The first attribute mentioned by the divines that our confidence of God’s fatherly goodness towards us should produce in us is reverence. The words reverence, revere, venerate and similar words all have at their root the basic meaning of fear. Now some kinds of fear, like terror, repel us from the object producing the fear. But another kind of fear actually draws us in closer to its source. Reverence is this latter kind of fear. When we have reverence for someone or something we have a kind of fear that causes us to regard the person or object being revered with a deep respect and admiration. To revere someone or something is to hold them in high esteem and to consider them as being worthy of great honor and glory. A revered person is a weighty person, an important person. We are rightly repulsed and shocked at the idea of a revered person being disrespected or disgraced. The Catechism notes that this kind of fear, this reverence that we should have towards God is one of several “other child-like dispositions” that we should seek to put on and cultivate when we approach God in prayer.

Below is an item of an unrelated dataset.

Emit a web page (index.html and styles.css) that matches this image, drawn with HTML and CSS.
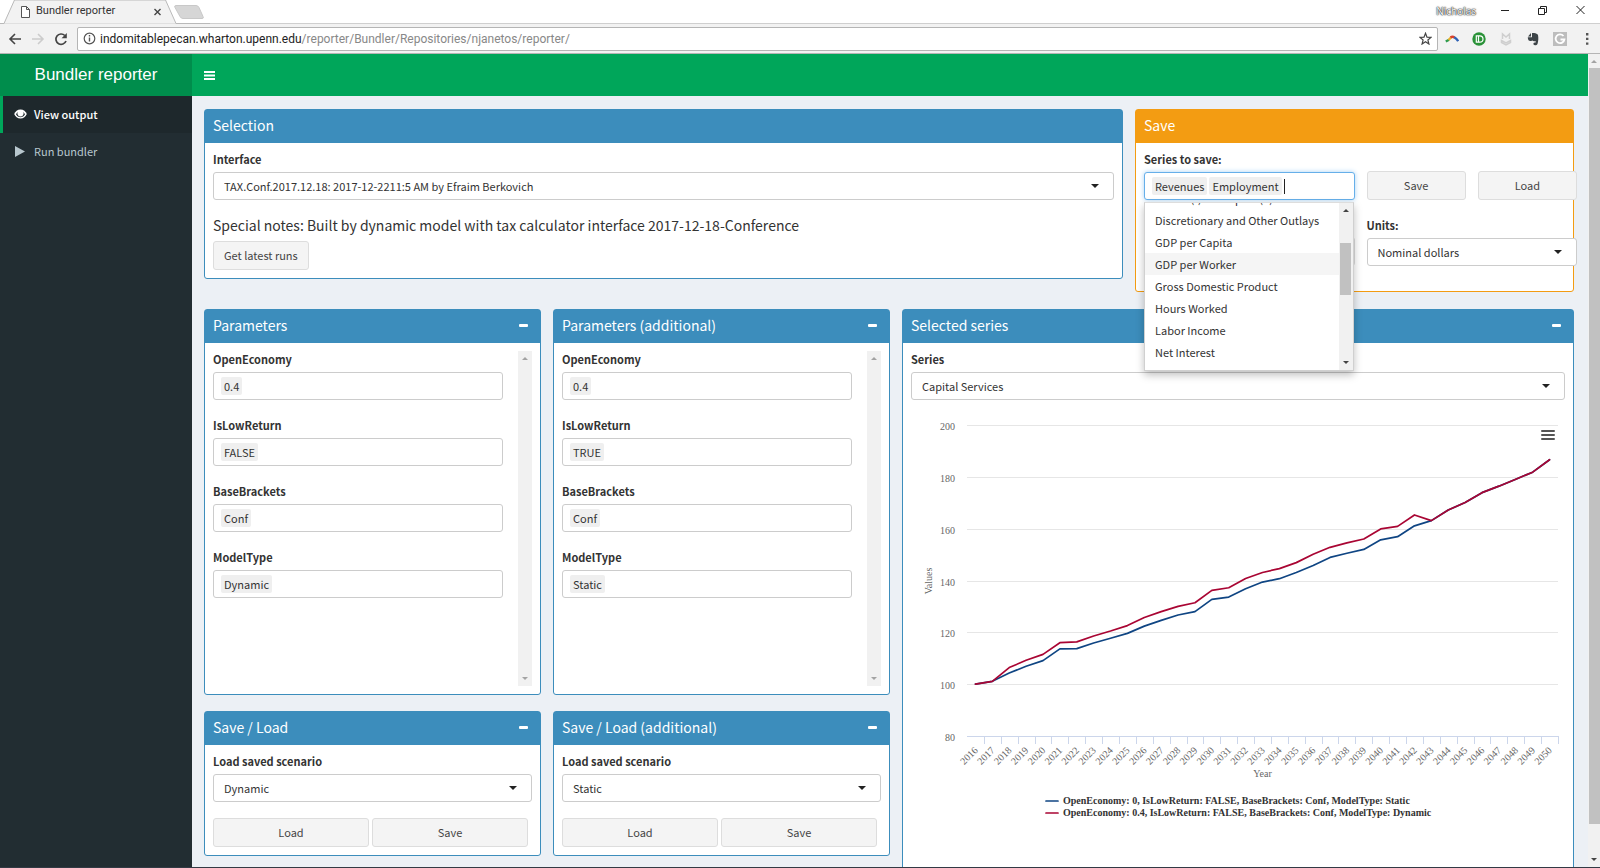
FILE: index.html
```html
<!DOCTYPE html>
<html lang="en">
<head>
<meta charset="utf-8">
<title>Bundler reporter</title>
<link rel="stylesheet" href="styles.css">
</head>
<body>
<div class="window">
  <div class="tabstrip">
    <svg class="tab-shape" width="210" height="24" viewBox="0 0 210 24" aria-hidden="true">
      <path d="M0 23.5H4L14.500 0H165.500L176 23.500H210" fill="#f2f2f2" stroke="#b9b9b9"/>
      <path d="M176 5.500h20q2 0 3 2l4 9q1 2-1 2h-19q-2 0-3-2l-5-9q-1-2 1-2z" fill="#d6d6d6" stroke="#c8c8c8"/>
      <path d="M21.500 6.500h5l3 3v8h-8zM26.500 6.500v3h3" fill="#fff" stroke="#555"/>
      <path d="M154.500 9l6 6m0-6l-6 6" stroke="#444" stroke-width="1.400"/>
    </svg>
    <span class="tab-title">Bundler reporter</span>
    <span class="profile">Nicholas</span>
    <svg class="win-icons" width="100" height="22" viewBox="0 0 100 22" fill="none" stroke="#222" aria-hidden="true">
      <path d="M1 10.500h8M38.500 8.500h6v6h-6zM40.500 8.500v-2h6v6h-2M76.500 6l8 8m0-8l-8 8"/>
    </svg>
  </div>
  <div class="toolbar">
    <div class="nav-buttons">
      <button class="icon-btn" aria-label="Back"><svg width="14" height="14" viewBox="0 0 14 14" fill="none" stroke="#444" stroke-width="1.600"><path d="M13 7H2M7 2L2 7l5 5"/></svg></button>
      <button class="icon-btn" aria-label="Forward"><svg width="14" height="14" viewBox="0 0 14 14" fill="none" stroke="#ccc" stroke-width="1.600"><path d="M1 7h11M7 2l5 5-5 5"/></svg></button>
      <button class="icon-btn" aria-label="Reload"><svg width="14" height="14" viewBox="0 0 14 14" fill="none" stroke="#444" stroke-width="1.700"><path d="M12 9A5.200 5.200 0 1 1 10.800 3.500"/><path d="M12.800 1v5.200H7.600z" fill="#444" stroke="none"/></svg></button>
    </div>
    <div class="omnibox">
      <svg width="13" height="13" viewBox="0 0 13 13" fill="none" stroke="#555" aria-hidden="true"><circle cx="6.500" cy="6.500" r="5.300" stroke-width="1.200"/><path d="M6.500 5.500v4M6.500 3v1.400" stroke-width="1.400"/></svg>
      <span class="url">indomitablepecan.wharton.upenn.edu<span class="url-path">/reporter/Bundler/Repositories/njanetos/reporter/</span></span>
      <svg width="13" height="13" viewBox="0 0 13 13" fill="none" stroke="#444" stroke-width="1.200" aria-hidden="true"><path d="M6.500 1.300l1.500 3.800 4 .3-3.100 2.600 1 4-3.400-2.200-3.400 2.200 1-4L1 5.400l4-.3z"/></svg>
    </div>
    <div class="extensions">
      <svg width="14" height="14" viewBox="0 0 14 14" fill="none" stroke-width="2.400"><path d="M.8 9.500L4 7.700" stroke="#2e9b4f"/><path d="M3.500 8L6 5.500" stroke="#e8b02c"/><path d="M5.500 5.500Q7.500 4 9.500 5.500" stroke="#d8402c"/><path d="M9.200 5.200q2.500 1.500 4 4" stroke="#2f62b5"/></svg>
      <svg width="14" height="14" viewBox="0 0 14 14"><circle cx="7" cy="7" r="6.700" fill="#2a9238"/><path d="M4.300 3.800h3.500a3.200 3.200 0 0 1 0 6.400H4.300zM6.500 4v6" fill="none" stroke="#fff" stroke-width="1.200"/></svg>
      <svg width="12" height="14" viewBox="0 0 12 14" fill="none" stroke="#cfcfcf" stroke-width="1.500"><path d="M2.500 7V2L6 5l3.500-3v5M1.500 8.500v2L6 13l4.500-2.500v-2L6 11z"/></svg>
      <svg width="12" height="14" viewBox="0 0 12 14" fill="#3d4448"><path d="M4 1L1 4.500h3zM5 1h2c2 .5 3.500.8 4 2 .6 3 .4 6-.5 9-.4 1-1.200 1.300-2.400 1.300-1.600 0-2-1-1.500-2.200.4-.8 1.500-.8 2-.4V9C7 9.400 6 9.300 5.600 8.600 5 9.300 2 9.200 1.400 8 .9 7 .8 6 .8 5.300H5z"/></svg>
      <svg width="14" height="14" viewBox="0 0 14 14"><path d="M0 0h14v14H0z" fill="#bdbdbd"/><path d="M10.500 4A4.400 4.400 0 1 0 11.400 7.500H7.500" fill="none" stroke="#fff" stroke-width="1.800"/></svg>
      <svg width="4" height="12" viewBox="0 0 4 12" fill="#555"><path d="M1 0h2.400v2.400H1zM1 4.700h2.400v2.400H1zM1 9.400h2.400v2.400H1z"/></svg>
    </div>
  </div>

  <div class="page">
    <div class="app">
      <header class="brand">Bundler reporter</header>
      <nav class="topnav">
        <button class="menu-toggle" aria-label="Toggle navigation"><svg width="11" height="9" viewBox="0 0 11 9" fill="#fff"><path d="M0 0h11v2H0zM0 3.500h11v2H0zM0 7h11v2H0z"/></svg></button>
      </nav>
      <aside class="sidebar">
        <a class="side-link active" href="#output"><svg width="13" height="10" viewBox="0 0 13 10"><path d="M6.500.5C3.500.5 1.300 2.600.2 5c1.100 2.400 3.300 4.500 6.300 4.500s5.200-2.100 6.300-4.500C11.700 2.600 9.500.5 6.500.5z" fill="#fff"/><path d="M2 5.200C3 7 4.600 8.200 6.500 8.200S10 7 11 5.200C10.500 4.200 9.800 3.500 9.200 3a3.100 3.100 0 1 1-5.400 0C3.200 3.500 2.500 4.200 2 5.200z" fill="#1e282c"/></svg>View output</a>
        <a class="side-link" href="#bundler"><svg width="13" height="11" viewBox="0 0 13 11" fill="#b8c7ce"><path d="M1 0l10 5.500L1 11z"/></svg>Run bundler</a>
      </aside>

      <main class="content">
        <div class="row row-top">
          <section class="box">
            <h3 class="box-title">Selection</h3>
            <div class="box-body">
              <label for="interface">Interface</label>
              <div class="select"><select id="interface"><option>TAX.Conf.2017.12.18: 2017-12-2211:5 AM by Efraim Berkovich</option></select></div>
              <p class="notes">Special notes: Built by dynamic model with tax calculator interface 2017-12-18-Conference</p>
              <button class="btn">Get latest runs</button>
            </div>
          </section>

          <section class="box warning">
            <h3 class="box-title">Save</h3>
            <div class="box-body save-grid">
              <div class="series-field">
                <label for="series-save">Series to save:</label>
                <div class="chips focus"><span class="chip">Revenues</span><span class="chip">Employment</span><span class="caret"></span><input id="series-save" type="text"></div>
                <div class="dropdown">
                  <ul class="options">
                    <li>Deficit (-) or Surplus (+)</li>
                    <li>Discretionary and Other Outlays</li>
                    <li>GDP per Capita</li>
                    <li class="hover">GDP per Worker</li>
                    <li>Gross Domestic Product</li>
                    <li>Hours Worked</li>
                    <li>Labor Income</li>
                    <li>Net Interest</li>
                  </ul>
                  <div class="scroll dark"><i class="up"></i><i class="thumb"></i><i class="down"></i></div>
                </div>
              </div>
              <div class="save-buttons"><button class="btn">Save</button><button class="btn">Load</button></div>
              <button class="btn under" aria-label="Download"></button>
              <div>
                <label for="units">Units:</label>
                <div class="select"><select id="units"><option>Nominal dollars</option></select></div>
              </div>
            </div>
          </section>
        </div>

        <div class="row row-main">
          <div class="stack">
            <section class="box">
              <h3 class="box-title">Parameters<button class="collapse" aria-label="Collapse"></button></h3>
              <div class="box-body params">
                <div class="fields">
                  <div><label for="a1">OpenEconomy</label><div class="chips"><span class="chip">0.4</span><input id="a1" type="text"></div></div>
                  <div><label for="a2">IsLowReturn</label><div class="chips"><span class="chip">FALSE</span><input id="a2" type="text"></div></div>
                  <div><label for="a3">BaseBrackets</label><div class="chips"><span class="chip">Conf</span><input id="a3" type="text"></div></div>
                  <div><label for="a4">ModelType</label><div class="chips"><span class="chip">Dynamic</span><input id="a4" type="text"></div></div>
                </div>
                <div class="scroll"><i class="up"></i><i class="down"></i></div>
              </div>
            </section>
            <section class="box">
              <h3 class="box-title">Save / Load<button class="collapse" aria-label="Collapse"></button></h3>
              <div class="box-body">
                <label for="s1">Load saved scenario</label>
                <div class="select"><select id="s1"><option>Dynamic</option></select></div>
                <div class="pair"><button class="btn">Load</button><button class="btn">Save</button></div>
              </div>
            </section>
          </div>

          <div class="stack">
            <section class="box">
              <h3 class="box-title">Parameters (additional)<button class="collapse" aria-label="Collapse"></button></h3>
              <div class="box-body params">
                <div class="fields">
                  <div><label for="b1">OpenEconomy</label><div class="chips"><span class="chip">0.4</span><input id="b1" type="text"></div></div>
                  <div><label for="b2">IsLowReturn</label><div class="chips"><span class="chip">TRUE</span><input id="b2" type="text"></div></div>
                  <div><label for="b3">BaseBrackets</label><div class="chips"><span class="chip">Conf</span><input id="b3" type="text"></div></div>
                  <div><label for="b4">ModelType</label><div class="chips"><span class="chip">Static</span><input id="b4" type="text"></div></div>
                </div>
                <div class="scroll"><i class="up"></i><i class="down"></i></div>
              </div>
            </section>
            <section class="box">
              <h3 class="box-title">Save / Load (additional)<button class="collapse" aria-label="Collapse"></button></h3>
              <div class="box-body">
                <label for="s2">Load saved scenario</label>
                <div class="select"><select id="s2"><option>Static</option></select></div>
                <div class="pair"><button class="btn">Load</button><button class="btn">Save</button></div>
              </div>
            </section>
          </div>

          <section class="box">
            <h3 class="box-title">Selected series<button class="collapse" aria-label="Collapse"></button></h3>
            <div class="box-body">
              <label for="series">Series</label>
              <div class="select"><select id="series"><option>Capital Services</option></select></div>
              <svg class="chart" id="chart" viewBox="0 0 654 480" role="img" aria-label="Values by year"></svg>
            </div>
          </section>
        </div>
      </main>
    </div>
    <div class="scroll page-scroll dark"><i class="up"></i><i class="thumb"></i><i class="down"></i></div>
  </div>
  <div class="taskbar"></div>
</div>
<script src="chart.js"></script>
</body>
</html>
```

FILE: styles.css
```css
* { box-sizing: border-box; }

body {
  margin: 0;
  font: 11px/17px "Noto Sans CJK SC", "Open Sans", sans-serif;
  color: #333;
}

button, input, select { font: inherit; color: inherit; }
button { padding: 0; cursor: pointer; }

.window {
  display: flex;
  flex-direction: column;
  height: 100vh;
  overflow: hidden;
}

/* Browser chrome */
.tabstrip {
  position: relative;
  display: flex;
  height: 24px;
  background: linear-gradient(#fff 23px, #cfcfcf 23px);
  font: 11px/22px Roboto, sans-serif;
}
.tab-shape { position: absolute; left: 0; top: 0; }
.tab-title { position: relative; padding-left: 36px; flex: 1; color: #333; }
.profile {
  padding-right: 24px;
  font: 10px/22px "Open Sans", sans-serif;
  color: #fff;
  text-shadow: 0 0 1px #222, 0 0 1px #222, 0 0 2px #444;
}
.toolbar {
  display: flex;
  align-items: center;
  height: 30px;
  background: #f2f2f2;
  border-bottom: 1px solid #b5b5b5;
}
.nav-buttons {
  display: grid;
  grid-template-columns: repeat(3, 23px);
  padding: 0 5px 0 3px;
}
.icon-btn { display: grid; place-items: center; border: 0; background: none; }
.omnibox {
  flex: 1;
  display: flex;
  align-items: center;
  gap: 4px;
  height: 24px;
  padding: 0 5px;
  background: #fff;
  border: 1px solid #b5b5b5;
  border-radius: 2px;
  font: 12px/20px Roboto, sans-serif;
  color: #222;
}
.url { flex: 1; }
.url-path { color: #888; }
.extensions {
  display: grid;
  grid-template-columns: repeat(6, 27px);
  place-items: center;
}

/* Page frame */
.page { flex: 1; display: flex; min-height: 0; }
.app {
  flex: 1;
  display: grid;
  grid-template-columns: 192px 1fr;
  grid-template-rows: 42px 1fr;
  min-height: 0;
  background: #ecf0f5;
}
.brand {
  background: #008d4c;
  color: #fff;
  text-align: center;
  font: 17px/42px "Liberation Sans", sans-serif;
}
.topnav { display: flex; align-items: center; padding: 0 12px; background: #00a65a; }
.menu-toggle { border: 0; background: none; line-height: 9px; }
.sidebar { background: #222d32; }
.side-link {
  display: flex;
  align-items: center;
  gap: 7px;
  height: 37px;
  padding: 0 0 1px 11px;
  border-left: 3px solid transparent;
  color: #b8c7ce;
  text-decoration: none;
}
.side-link.active {
  background: #1e282c;
  border-color: #00a65a;
  color: #fff;
  font-weight: 500;
}
.taskbar { height: 1px; background: #333a44; }

.content {
  display: flex;
  flex-direction: column;
  gap: 17px;
  min-height: 0;
  padding: 13px 14px 0 12px;
  overflow: hidden;
}
.row { display: grid; gap: 12px; align-items: start; }
.row-top { grid-template-columns: 919fr 439fr; }
.row-main { grid-template-columns: 337fr 337fr 672fr; }
.stack { display: flex; flex-direction: column; gap: 16px; }

/* Boxes */
.box {
  min-width: 0;
  background: #fff;
  border: 1px solid #3c8dbc;
  border-radius: 3px;
}
.box-title {
  display: flex;
  justify-content: space-between;
  align-items: center;
  height: 33px;
  margin: 0;
  padding: 0 8px 3px;
  background: #3c8dbc;
  color: #fff;
  font-size: 14px;
  font-weight: 400;
  line-height: 20px;
}
.box.warning { border-color: #f39c12; }
.warning .box-title { background: #f39c12; }
.box-body { padding: 8px; }
.collapse {
  width: 9px;
  height: 3px;
  margin-right: 4px;
  border: 0;
  border-radius: 1px;
  background: #fff;
}

/* Form controls */
label { display: block; margin-bottom: 4px; font-weight: 700; }
.select { position: relative; }
.select select {
  display: block;
  width: 100%;
  height: 28px;
  padding: 0 28px 0 10px;
  appearance: none;
  background: #fff;
  border: 1px solid #ccc;
  border-radius: 3px;
}
.select::after {
  content: "";
  position: absolute;
  right: 15px;
  top: 12px;
  border: 4px solid transparent;
  border-top-color: #222;
  border-bottom: 0;
}
.btn {
  height: 29px;
  padding: 0 10px;
  background: #f4f4f4;
  border: 1px solid #ddd;
  border-radius: 3px;
  color: #444;
}
.notes { margin: 13px 0 4px; font-size: 14px; line-height: 24px; }
.chips {
  display: flex;
  align-items: center;
  gap: 2px;
  height: 28px;
  padding: 0 7px;
  background: #fff;
  border: 1px solid #ccc;
  border-radius: 3px;
}
.chips.focus { border-color: #66afe9; box-shadow: 0 0 5px #a8d2f5; }
.chip { padding: 0 3px; background: #efefef; border-radius: 2px; line-height: 18px; }
.chips input {
  flex: 1;
  min-width: 0;
  width: 0;
  height: 20px;
  padding: 0;
  border: 0;
  outline: 0;
  background: none;
}
.caret { width: 1px; height: 15px; background: #222; }

.save-grid {
  display: grid;
  grid-template-columns: 1fr 1fr;
  gap: 9px 12px;
  margin-right: -12px;
  padding-bottom: 25px;
}
.save-buttons {
  display: grid;
  grid-template-columns: 1fr 1fr;
  gap: 12px;
  align-self: end;
}
.save-grid > div:last-child { padding-top: 8px; }
.under { align-self: end; }
.series-field { position: relative; }
.dropdown {
  position: absolute;
  z-index: 2;
  top: 51px;
  left: 0;
  right: 1px;
  display: flex;
  height: 169px;
  background: #fff;
  border: 1px solid #d0d0d0;
  border-top-color: #ddd;
  box-shadow: 0 4px 8px rgba(0, 0, 0, 0.25);
  overflow: hidden;
}
.options { flex: 1; margin: -16px 0 0; padding: 0; list-style: none; line-height: 22px; }
.options li { padding-left: 10px; white-space: nowrap; }
.options .hover { background: #f5f5f5; }

.params { display: flex; justify-content: space-between; height: 351px; }
.fields { display: grid; gap: 17px; align-content: start; flex: 1; margin-right: 15px; }
.pair {
  display: grid;
  grid-template-columns: 1fr 1fr;
  gap: 3px;
  margin: 16px 4px 0 0;
}

/* Drawn scroll bars */
.scroll {
  flex: none;
  display: flex;
  flex-direction: column;
  align-items: center;
  width: 14px;
  padding: 6px 0;
  background: #f1f1f1;
}
.up, .down { border: 3px solid transparent; }
.up { border-top: 0; border-bottom-color: #a3a3a3; }
.down { border-bottom: 0; border-top-color: #a3a3a3; margin-top: auto; }
.dark .down { border-top-color: #444; }
.dropdown .up { border-bottom-color: #444; }
.thumb { width: 11px; background: #c1c1c1; }
.dropdown .thumb { height: 52px; margin-top: 31px; }
.page-scroll { width: 12px; }
.page-scroll .thumb { flex: 1; margin: 5px 0 34px; }

/* Chart */
.chart {
  display: block;
  width: 100%;
  height: auto;
  margin-top: 5px;
  font-family: "Liberation Serif", serif;
  font-size: 10px;
  fill: #666;
}
.grid-line { stroke: #e6e6e6; }
.axis-line { stroke: #ccd6eb; }
.series-line { fill: none; stroke-width: 1.7; stroke-linejoin: round; stroke-linecap: round; }
.axis-title { text-anchor: middle; }
.tick-label { text-anchor: end; }
.legend { font-weight: 700; fill: #333; }
.menu-bars { stroke: #555; stroke-width: 2; stroke-linecap: round; }
```

FILE: chart.js
```js
const series = [
  { name: 'OpenEconomy: 0, IsLowReturn: FALSE, BaseBrackets: Conf, ModelType: Static', color: '#0f4583',
    data: [100, 101.1, 104.3, 106.9, 109.1, 113.6, 113.7, 115.9, 117.7, 119.6, 122.4, 124.6, 126.7, 128, 132.7, 133.6, 136.8, 139.4, 140.7, 143.1, 145.8, 148.9, 150.5, 152, 155.7, 156.9, 161.1, 163.1, 167.2, 170.1, 173.9, 176.4, 179.1, 181.8, 186.6] },
  { name: 'OpenEconomy: 0.4, IsLowReturn: FALSE, BaseBrackets: Conf, ModelType: Dynamic', color: '#a90533',
    data: [100, 101.1, 106.4, 109.2, 111.5, 116, 116.3, 118.6, 120.5, 122.6, 125.7, 128, 130, 131.4, 136.2, 137.2, 140.8, 143.1, 144.6, 146.9, 150.1, 152.8, 154.5, 156, 159.9, 160.9, 165.3, 163.1, 167.2, 170.1, 173.9, 176.4, 179.1, 181.8, 186.6] }
];

const chart = document.getElementById('chart');
const left = 56, right = 647, top0 = 20, bottom = 331;
const step = (right - left) / 35;
const yOf = v => bottom - (v - 80) / 120 * (bottom - top0);
const xOf = i => left + step * (i + 0.5);

function add(tag, attrs, text) {
  const el = document.createElementNS('http://www.w3.org/2000/svg', tag);
  for (const key in attrs) el.setAttribute(key, attrs[key]);
  if (text) el.textContent = text;
  chart.appendChild(el);
}

for (let v = 80; v <= 200; v += 20) {
  const y = Math.round(yOf(v)) + 0.5;
  add('path', { d: `M${left} ${y}H${right}`, class: v === 80 ? 'axis-line' : 'grid-line' });
  add('text', { x: left - 12, y: y + 4, class: 'tick-label' }, String(v));
}
for (let i = 0; i < 35; i++) {
  const tick = Math.round(left + step * (i + 1)) + 0.5;
  add('path', { d: `M${tick} ${bottom}v8`, class: 'axis-line' });
  const x = xOf(i) + 3, y = bottom + 15;
  add('text', { x, y, transform: `rotate(-45 ${x} ${y})`, class: 'tick-label' }, String(2016 + i));
}
add('text', { x: (left + right) / 2, y: 372, class: 'axis-title' }, 'Year');
add('text', { x: 21, y: 176, transform: 'rotate(-90 21 176)', class: 'axis-title' }, 'Values');
series.forEach((s, n) => {
  add('polyline', { points: s.data.map((v, i) => `${xOf(i)},${yOf(v)}`).join(' '), class: 'series-line', stroke: s.color });
  const y = 396 + n * 12;
  add('path', { d: `M135 ${y}h12`, class: 'series-line', stroke: s.color });
  add('text', { x: 152, y: y + 3, class: 'legend' }, s.name);
});
add('path', { d: 'M631 26h12M631 30h12M631 34h12', class: 'menu-bars' });
```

To discover some of these “other child-like dispositions” we only need to consider how especially very young children naturally regard their parents (assuming their parents are loving and not abusing or neglecting them). The little boy wants to be “just like his Dad” when he grows up. The little girl admires her mom and imitates her with her baby dolls. We all can immediately picture such examples, because we have seen them so often repeated before us. No one teaches or persuades the children to act this way towards their respective parents, it is ordinarily in them to do so. God is amazingly good and gracious to preserve such natural filial fear in sinful children for their sinful parents. Another child-like disposition in children towards their parents is trust or faith. The faith that children naturally have in their parents is amazing to consider. They instinctively know that their parents want the best for them in food, clothing, shelter, schooling, and when playing, working or sleeping. They may not like their parents’ rules but even when they try to disobey they ordinarily trust their parents almost blindly. Along with this child-like disposition is humility. Little children naturally regard their parents with profound humility. Jesus greatly exalted these child-like dispositions of faith and humility when he said, “Truly, I say to you, unless you turn and become like children, you will never enter the kingdom of heaven. Whoever humbles himself like this child is the greatest in the kingdom of heaven” (Matt. 18:3-4).


Though these attitudes ought to be natural in us towards God, especially as we consider who God is and how He loves us, they are not. As sinners we are not in a pure natural condition but a fallen one, and the natural fallen condition is not to regard God with reverence, trust, and humility, but with hatred and contempt. Thus, the divines exhort us to seek to put on these things as we draw near to God in prayer. If we are believers we, by the power of the Holy Spirit in us, can do this by listening to and heeding the teaching of this preface to The Lord’s Prayer, as we consider what it is saying and as we diligently strive to stir up our hearts to actually believe it: that the God of the universe is “Our Father, who art in heaven.”